*REQUIREMENT:*
Copy out each line of the listing that has the word "React" in it.
:: DATA FOR THE TASK
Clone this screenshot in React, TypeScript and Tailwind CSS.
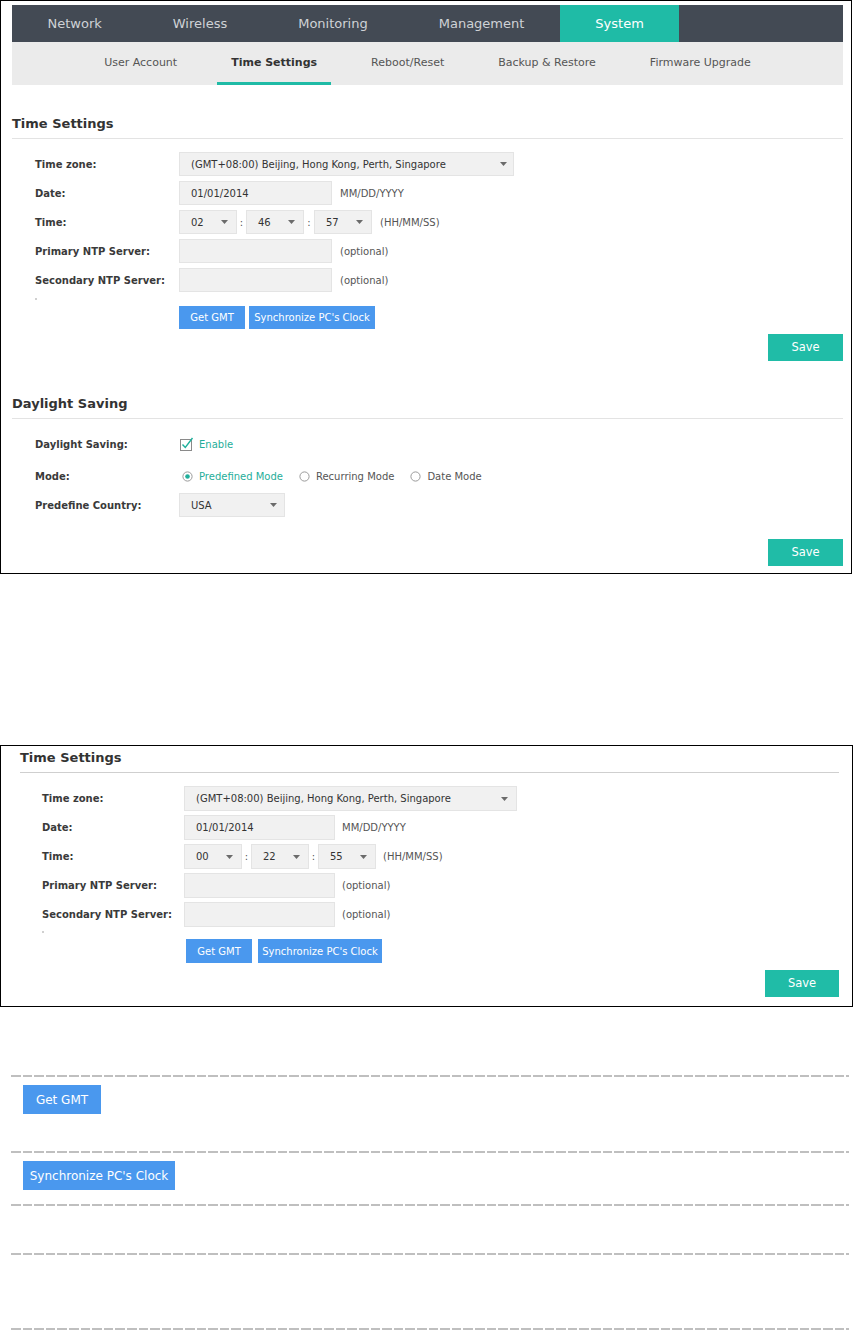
import React from "react";

const Tri = () => (
  <svg width="7" height="4" viewBox="0 0 7 4" className="shrink-0">
    <path d="M0 0H7L3.5 4Z" fill="#6b6b6b" />
  </svg>
);

function Sel({ cls, text }: { cls: string; text: string }) {
  return (
    <div className={"flex h-full items-center justify-between border border-[#e4e4e4] bg-[#f1f1f1] text-[#333] " + cls}>
      <span>{text}</span>
      <Tri />
    </div>
  );
}

function Inp({ cls, text }: { cls: string; text?: string }) {
  return (
    <div className={"flex h-full items-center border border-[#e4e4e4] bg-[#f1f1f1] pl-[11px] text-[#333] " + cls}>
      {text}
    </div>
  );
}

const Dash = () => (
  <div className="h-[2px] w-full bg-[repeating-linear-gradient(90deg,#bfbfbf_0px,#bfbfbf_9.5px,transparent_9.5px,transparent_11.6px)]" />
);

const Radio = ({ on }: { on?: boolean }) => (
  <svg width="11" height="11" viewBox="0 0 11 11" className="shrink-0">
    <circle cx="5.5" cy="5.5" r="4.6" fill="#fff" stroke="#9a9a9a" strokeWidth="1" />
    {on && <circle cx="5.5" cy="5.5" r="2.3" fill="#1fae9a" />}
  </svg>
);

const Check = () => (
  <svg width="14" height="14" viewBox="0 0 14 14" className="shrink-0">
    <rect x="0.5" y="2.5" width="11" height="11" fill="#fff" stroke="#8a8a8a" />
    <path d="M2.5 7.5L5.3 10.5L12.5 1" fill="none" stroke="#1fb09c" strokeWidth="1.4" />
  </svg>
);

export default function App() {
  return (
    <div className="min-h-[1330px] w-[854px] bg-white font-['DejaVu_Sans',sans-serif] text-[#333]">
      {/* Screenshot 1 */}
      <div className="h-[574px] w-[852px] border border-black pl-[11px] pr-[8px] pt-[4px]">
        <nav className="flex h-[37px] bg-[#434a54] text-[13px]">
          {["Network", "Wireless", "Monitoring", "Management"].map((t) => (
            <div key={t} className="flex items-center px-[35.5px] text-[#cfd2d6]">
              {t}
            </div>
          ))}
          <div className="flex items-center bg-[#1fbba6] px-[35.5px] text-white">System</div>
        </nav>
        <div className="flex h-[43px] justify-center gap-[26px] bg-[#ebebeb] text-[11px] text-[#555]">
          <div className="flex items-center px-[14px]">User Account</div>
          <div className="flex items-center border-b-[3px] border-[#1fbba6] px-[14px] pt-[3px] font-bold text-[#333]">
            Time Settings
          </div>
          <div className="flex items-center px-[14px]">Reboot/Reset</div>
          <div className="flex items-center px-[14px]">Backup &amp; Restore</div>
          <div className="flex items-center px-[14px]">Firmware Upgrade</div>
        </div>

        <h2 className="mt-[31px] border-b border-[#e3e3e3] pb-[6px] text-[13px] font-bold leading-[16px] text-[#333]">
          Time Settings
        </h2>
        <div className="mt-[13px] flex flex-col gap-[5px] pl-[23px] text-[10px]">
          <div className="flex h-[24px] items-center">
            <div className="w-[144px] font-bold text-[#3a3a3a]">Time zone:</div>
            <Sel cls="w-[335px] pl-[11px] pr-[6px]" text="(GMT+08:00) Beijing, Hong Kong, Perth, Singapore" />
          </div>
          <div className="flex h-[24px] items-center">
            <div className="w-[144px] font-bold text-[#3a3a3a]">Date:</div>
            <Inp cls="w-[153px]" text="01/01/2014" />
            <span className="ml-[8px] text-[#555]">MM/DD/YYYY</span>
          </div>
          <div className="flex h-[24px] items-center">
            <div className="w-[144px] font-bold text-[#3a3a3a]">Time:</div>
            <Sel cls="w-[58px] pl-[11px] pr-[8px]" text="02" />
            <span className="w-[9px] text-center text-[#555]">:</span>
            <Sel cls="w-[58px] pl-[11px] pr-[8px]" text="46" />
            <span className="w-[10px] text-center text-[#555]">:</span>
            <Sel cls="w-[58px] pl-[11px] pr-[8px]" text="57" />
            <span className="ml-[8px] text-[#555]">(HH/MM/SS)</span>
          </div>
          <div className="flex h-[24px] items-center">
            <div className="w-[144px] font-bold text-[#3a3a3a]">Primary NTP Server:</div>
            <Inp cls="w-[153px]" />
            <span className="ml-[8px] text-[#555]">(optional)</span>
          </div>
          <div className="flex h-[24px] items-center">
            <div className="w-[144px] font-bold text-[#3a3a3a]">Secondary NTP Server:</div>
            <Inp cls="w-[153px]" />
            <span className="ml-[8px] text-[#555]">(optional)</span>
          </div>
        </div>
        <div className="h-[14px] pl-[23px] pt-[6px]">
          <div className="h-[2px] w-[2px] bg-[#d0d0d0]" />
        </div>
        <div className="flex h-[23px] gap-[4px] pl-[167px] text-[10px]">
          <button className="h-full w-[66px] bg-[#4a98ee] text-white">Get GMT</button>
          <button className="h-full w-[126px] bg-[#4a98ee] text-white">Synchronize PC's Clock</button>
        </div>
        <div className="mt-[5px] flex justify-end">
          <button className="h-[27px] w-[75px] bg-[#20bca7] text-[11.5px] text-white">Save</button>
        </div>

        <h2 className="mt-[35px] border-b border-[#e3e3e3] pb-[6px] text-[13px] font-bold leading-[16px] text-[#333]">
          Daylight Saving
        </h2>
        <div className="pl-[23px] text-[10px]">
          <div className="mt-[13px] flex h-[24px] items-center">
            <div className="w-[144px] font-bold text-[#3a3a3a]">Daylight Saving:</div>
            <div className="ml-[1px] flex items-center gap-[5px] text-[#1fae9a]">
              <Check />
              <span>Enable</span>
            </div>
          </div>
          <div className="mt-[8px] flex h-[24px] items-center">
            <div className="w-[144px] font-bold text-[#3a3a3a]">Mode:</div>
            <div className="ml-[3px] flex items-center gap-[16px]">
              <div className="flex items-center gap-[6px] text-[#1fae9a]">
                <Radio on />
                <span>Predefined Mode</span>
              </div>
              <div className="flex items-center gap-[6px] text-[#555]">
                <Radio />
                <span>Recurring Mode</span>
              </div>
              <div className="flex items-center gap-[6px] text-[#555]">
                <Radio />
                <span>Date Mode</span>
              </div>
            </div>
          </div>
          <div className="mt-[5px] flex h-[24px] items-center">
            <div className="w-[144px] font-bold text-[#3a3a3a]">Predefine Country:</div>
            <Sel cls="w-[106px] pl-[11px] pr-[7px]" text="USA" />
          </div>
        </div>
        <div className="mt-[22px] flex justify-end">
          <button className="h-[27px] w-[75px] bg-[#20bca7] text-[11.5px] text-white">Save</button>
        </div>
      </div>

      {/* Screenshot 2 */}
      <div className="mt-[171px] h-[262px] w-[853px] border border-black pl-[19px] pr-[13px] pt-[4px]">
        <h2 className="border-b border-[#cfcfcf] pb-[6px] text-[13px] font-bold leading-[16px] text-[#333]">
          Time Settings
        </h2>
        <div className="mt-[13px] flex flex-col gap-[4px] pl-[22px] text-[10px]">
          <div className="flex h-[25px] items-center">
            <div className="w-[142px] font-bold text-[#3a3a3a]">Time zone:</div>
            <Sel cls="w-[333px] pl-[11px] pr-[8px]" text="(GMT+08:00) Beijing, Hong Kong, Perth, Singapore" />
          </div>
          <div className="flex h-[25px] items-center">
            <div className="w-[142px] font-bold text-[#3a3a3a]">Date:</div>
            <Inp cls="w-[151px]" text="01/01/2014" />
            <span className="ml-[7px] text-[#555]">MM/DD/YYYY</span>
          </div>
          <div className="flex h-[25px] items-center">
            <div className="w-[142px] font-bold text-[#3a3a3a]">Time:</div>
            <Sel cls="w-[58px] pl-[11px] pr-[8px]" text="00" />
            <span className="w-[9px] text-center text-[#555]">:</span>
            <Sel cls="w-[58px] pl-[11px] pr-[8px]" text="22" />
            <span className="w-[9px] text-center text-[#555]">:</span>
            <Sel cls="w-[58px] pl-[11px] pr-[8px]" text="55" />
            <span className="ml-[7px] text-[#555]">(HH/MM/SS)</span>
          </div>
          <div className="flex h-[25px] items-center">
            <div className="w-[142px] font-bold text-[#3a3a3a]">Primary NTP Server:</div>
            <Inp cls="w-[151px]" />
            <span className="ml-[7px] text-[#555]">(optional)</span>
          </div>
          <div className="flex h-[25px] items-center">
            <div className="w-[142px] font-bold text-[#3a3a3a]">Secondary NTP Server:</div>
            <Inp cls="w-[151px]" />
            <span className="ml-[7px] text-[#555]">(optional)</span>
          </div>
        </div>
        <div className="h-[12px] pl-[22px] pt-[4px]">
          <div className="h-[2px] w-[2px] bg-[#d0d0d0]" />
        </div>
        <div className="flex h-[24px] gap-[6px] pl-[166px] text-[10px]">
          <button className="h-full w-[66px] bg-[#4a98ee] text-white">Get GMT</button>
          <button className="h-full w-[124px] bg-[#4a98ee] text-white">Synchronize PC's Clock</button>
        </div>
        <div className="mt-[7px] flex justify-end">
          <button className="h-[27px] w-[74px] bg-[#20bca7] text-[11.5px] text-white">Save</button>
        </div>
      </div>

      {/* Button table */}
      <div className="ml-[11px] mt-[68px] w-[838px]">
        <Dash />
        <button className="ml-[12px] mt-[8px] block h-[29px] w-[78px] bg-[#4a98ee] text-[12px] text-white">Get GMT</button>
        <div className="h-[37px]" />
        <Dash />
        <button className="ml-[12px] mt-[8px] block h-[29px] w-[152px] bg-[#4a98ee] text-[12px] text-white">
          Synchronize PC's Clock
        </button>
        <div className="mt-[14px]">
          <Dash />
        </div>
        <div className="mt-[47px]">
          <Dash />
        </div>
        <div className="mt-[73px]">
          <Dash />
        </div>
      </div>
    </div>
  );
}
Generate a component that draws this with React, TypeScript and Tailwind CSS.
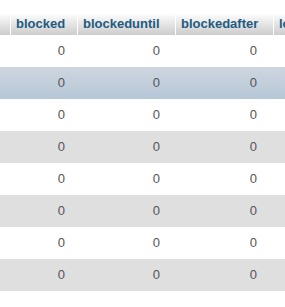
::::
*WRITTEN SOLUTION:*
Clone this screenshot in React, TypeScript and Tailwind CSS.
import React from "react";
Generate a component that draws this with React, TypeScript and Tailwind CSS.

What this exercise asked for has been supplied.